The car's rear crash structure has been a particular focal point of concern after last weekend's race at Texas Motor Speedway, which saw many cars blow their right-rear tires while in clean air. That led to an unusual number of high-speed spins into the outside wall with the rear hitting first at awkward angles, including one crash that did not take the No. 48 team out of the race but did leave Alex Bowman with lingering concussion-like symptoms that forced him out of this weekend's race at Talladega. Kurt Busch, who suffered a concussion at Pocono in July and withdrew from the NASCAR postseason in August, will also miss the race as he continues to recover.
Bob Pockrass of Fox Sports reports that the structure, which consists of a new rear clip and rear bumper structure, has been in development in computer modeling since "earlier this year." That suggests an understanding from NASCAR that the rear crash structure was a major concern from drivers before the recent issues at Texas, but the series has at least responded proactively and begun development quickly on a solution. As drivers have been concerned about the car's safety since at least early crash testing last Summer, the development unusually signals both an understanding of those concerns from NASCAR that was never communicated and a much-needed decision to actually improve on the problem already in place.

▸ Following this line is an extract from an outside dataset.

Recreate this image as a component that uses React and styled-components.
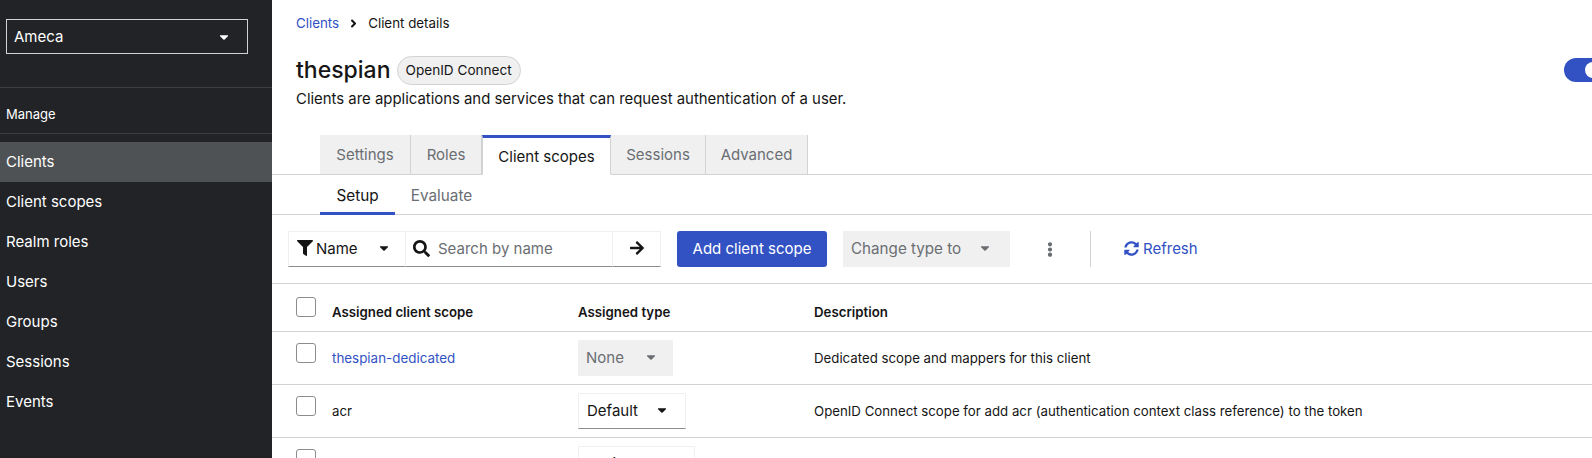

If the test goes well, NASCAR may have already solved the new car's biggest problem. However, the way the development of the new part was handled amid vocal, public concerns from competitors signals a continuing issue of communication between the series and its competitors. Whether or not it can solve the rear crash structure problem, the series also needs to figure out how to work more closely with competitors to identify problems and work toward solutions more directly in the future.